**Data:**
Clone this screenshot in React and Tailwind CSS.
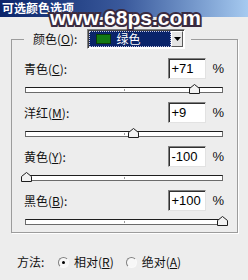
import React from "react";

const rows = [
  { name: "青色", key: "C", value: 71 },
  { name: "洋红", key: "M", value: 9 },
  { name: "黄色", key: "Y", value: -100 },
  { name: "黑色", key: "B", value: 100 },
];

function fmt(v) {
  return v > 0 ? `+${v}` : `${v}`;
}

function Slider({ value }) {
  const left = ((value + 100) / 200) * 196;
  return (
    <div className="h-[21px] flex items-center pl-px">
      <div className="relative w-[198px] h-[6px] bg-white border border-[#6b6b6b] border-t-[#1e1e1e]">
        {/* centre tick */}
        <div className="absolute left-[98px] top-px w-px h-[2px] bg-[#9a9a9a]" />
        <svg
          className="absolute top-[-4px]"
          style={{ left: `${left - 5}px` }}
          width="11"
          height="10"
          viewBox="0 0 11 10"
        >
          <polygon points="0.5,4.5 5.5,0.5 10.5,4.5 10.5,9.5 0.5,9.5" fill="#f2f2f2" stroke="#1e1e1e" />
        </svg>
      </div>
    </div>
  );
}

function Row({ name, k, value }) {
  return (
    <div>
      <div className="h-[21px] flex items-center justify-between">
        <span>
          {name}(<u>{k}</u>):
        </span>
        <div className="flex items-center">
          <div className="w-[38px] h-[21px] bg-white border border-[#808080] border-b-[#e2e2e2] border-r-[#e2e2e2] shadow-[inset_1px_1px_0_#303030] pl-[2px] text-[13px] leading-[19px] font-['Liberation_Sans',sans-serif] text-black">
            {fmt(value)}
          </div>
          <span className="ml-[6px] text-[13px] font-['Liberation_Sans',sans-serif]">%</span>
        </div>
      </div>
      <Slider value={value} />
    </div>
  );
}

function Radio({ checked }) {
  return (
    <div className="w-[11px] h-[11px] rounded-full border border-[#808080] border-b-[#fafafa] border-r-[#fafafa] bg-[#f7f7f7] flex items-center justify-center">
      {checked && <div className="w-[3px] h-[3px] rounded-full bg-black" />}
    </div>
  );
}

export default function App() {
  return (
    <div className="relative w-[248px] h-[280px] overflow-hidden bg-[#ededed] text-[12px] text-[#111] font-['Noto_Sans_CJK_SC',sans-serif]">
      {/* title bar */}
      <div className="h-[17px] bg-linear-to-r from-[#0a246a] via-[#3b5a9c] to-[#a6caf0] pl-[2px] text-white font-bold leading-[15px]">
        可选颜色选项
      </div>

      {/* watermark */}
      <div className="absolute left-[50px] top-[7px] text-[21px] leading-[21px] font-bold text-white font-['Liberation_Sans',sans-serif] [-webkit-text-stroke:4px_#3a2b40] [paint-order:stroke_fill]">
        www.68ps.com
      </div>

      <fieldset className="mt-[12px] ml-[11px] w-[227px] border border-[#9c9c9c] shadow-[1px_1px_0_#fff] pl-[12px] pr-[13px] pt-[9px]">
        <legend className="pl-[9px] pr-[6px] flex items-center">
          <span>
            颜色(<u>O</u>):
          </span>
          <div className="ml-[10px] flex w-[98px] h-[20px] border border-[#808080] border-b-white border-r-white shadow-[inset_1px_1px_0_#404040] p-px bg-white">
            <div className="flex-1 flex items-center bg-[#0a246a] border border-dotted border-[#c8c8e0]">
              <div className="ml-[6px] w-[15px] h-[10px] bg-[#137a13] border border-[#0b3a0b]" />
              <span className="ml-[5px] text-white leading-none">绿色</span>
            </div>
            <div className="w-[12px] flex items-center justify-center bg-[#e4e4e4] border border-white border-b-[#5a5a5a] border-r-[#5a5a5a]">
              <svg width="7" height="4" viewBox="0 0 7 4">
                <polygon points="0,0 7,0 3.5,4" fill="#000" />
              </svg>
            </div>
          </div>
        </legend>
        <div className="flex flex-col gap-[2px]">
          {rows.map((r) => (
            <Row key={r.key} name={r.name} k={r.key} value={r.value} />
          ))}
        </div>
      </fieldset>

      <div className="mt-[22px] pl-[17px] flex items-center h-[14px]">
        <span className="w-[41px]">方法:</span>
        <Radio checked />
        <span className="ml-[5px]">
          相对(<u>R</u>)
        </span>
        <div className="ml-[12px]">
          <Radio />
        </div>
        <span className="ml-[5px]">
          绝对(<u>A</u>)
        </span>
      </div>
    </div>
  );
}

**Problem description:**
Extract every line containing the string "React" from the data above.

**Written solution:**
Clone this screenshot in React and Tailwind CSS.
import React from "react";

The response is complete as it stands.